On l'a vu cette semaine avec le déclenchement des travaux d'aménagement de la Romaine. Un projet colossal. Un investissement de 6,5 milliards, en plein coeur d'une récession. Ce n'est pas rien. Et pourtant, à peu près aucun média, sauf La Presse, n'a accordé à cet événement l'importance qu'il méritait.
Pourquoi? Cela reflète certainement un malaise plus général. Dans un monde où les grands projets font l'objet de grands débats, il s'est installé une espèce d'incertitude environnementale, on ne sait plus ce qui est bien et ce qui est mal. On n'ose plus applaudir, de peur de faire un faux pas, en oubliant que nos barrages ne sont pas des centrales nucléaires ou des sables bitumineux.
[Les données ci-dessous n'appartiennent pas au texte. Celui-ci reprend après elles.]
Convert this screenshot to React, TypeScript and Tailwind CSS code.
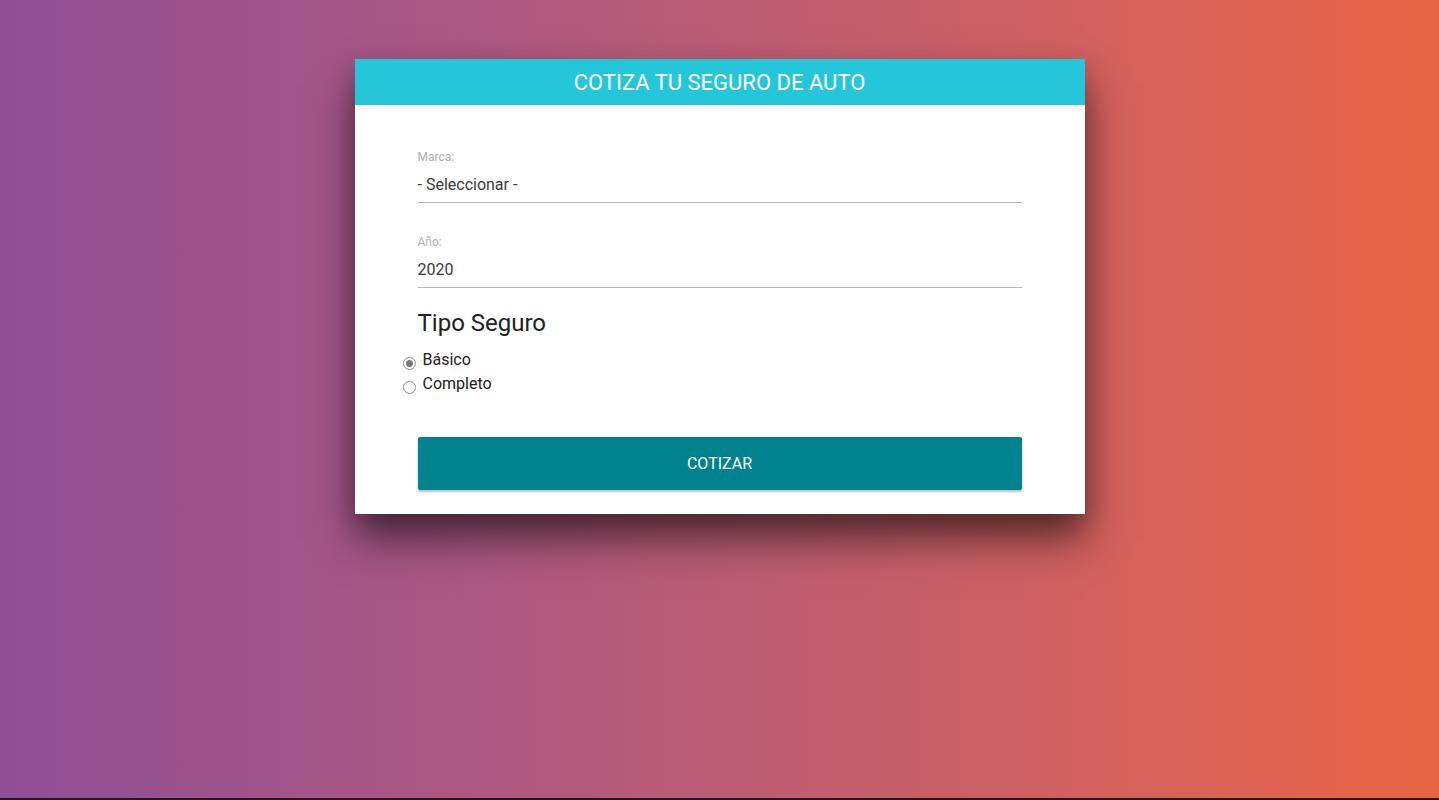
import React from "react";

function Radio({ checked }: { checked?: boolean }) {
  return (
    <span className="mt-[9px] flex h-[13px] w-[13px] shrink-0 items-center justify-center rounded-full border border-[#8f8f8f] bg-white">
      {checked ? <span className="h-[7px] w-[7px] rounded-full bg-[#7a7a7a]" /> : null}
    </span>
  );
}

export default function App() {
  return (
    <div className="w-full" style={{ fontFamily: "Roboto, 'Liberation Sans', sans-serif" }}>
      <div className="flex h-[798px] w-full justify-center bg-gradient-to-r from-[#904e95] to-[#e96443]">
        <div className="mt-[59px] h-fit w-[730px] bg-white shadow-[0_26px_40px_rgba(0,0,0,0.5),0_10px_24px_rgba(0,0,0,0.2)]">
          <div className="flex h-[46px] items-center justify-center bg-[#26c6da] text-[22px] text-white">
            COTIZA TU SEGURO DE AUTO
          </div>
          <div className="px-[63px] pb-[24px] pt-[45px]">
            <div className="flex flex-col">
              <label className="h-[14px] text-[12px] leading-[14px] text-[#b0b0b0]">Marca:</label>
              <div className="mt-[6px] flex h-[33px] items-center border-b border-[#b8b8b8] pb-[3px] text-[16px] text-[#3a3a3a]">
                - Seleccionar -
              </div>
            </div>
            <div className="mt-[32px] flex flex-col">
              <label className="h-[14px] text-[12px] leading-[14px] text-[#b0b0b0]">Año:</label>
              <div className="mt-[6px] flex h-[33px] items-center border-b border-[#b8b8b8] pb-[3px] text-[16px] text-[#3a3a3a]">
                2020
              </div>
            </div>
            <h2 className="mt-[20px] text-[24px] leading-[30px] text-[#212121]">Tipo Seguro</h2>
            <div className="-ml-[15px] mt-[10px] flex flex-col">
              <div className="flex items-start gap-[7px] text-[16px] leading-[24px] text-[#212121]">
                <Radio checked />
                <span>Básico</span>
              </div>
              <div className="flex items-start gap-[7px] text-[16px] leading-[24px] text-[#212121]">
                <Radio />
                <span>Completo</span>
              </div>
            </div>
            <button className="mt-[41px] flex h-[53px] w-full items-center justify-center rounded-[2px] bg-[#00838f] text-[16px] text-white shadow-[0_2px_3px_rgba(0,0,0,0.25)]">
              COTIZAR
            </button>
          </div>
        </div>
      </div>
      <div className="h-[2px] w-full bg-[#1d1a22]" />
    </div>
  );
}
Ce sont aussi nos vieilles bibittes sur l'économie qui s'expriment. Elles le font avec plus de force quand il s'agit de l'hydroélectricité, avec tout son bagage identitaire. Une dépêche de la Presse canadienne qui m'a particulièrement agacé, portant sur les réactions à l'inauguration de la Romaine, expliquait que les écologistes étaient amers tandis que les gens d'affaires se réjouissaient. Bref, c'est mauvais pour l'environnement, mais c'est bon pour la «business». C'est une vision réductrice de l'économie et simpliste de l'environnement.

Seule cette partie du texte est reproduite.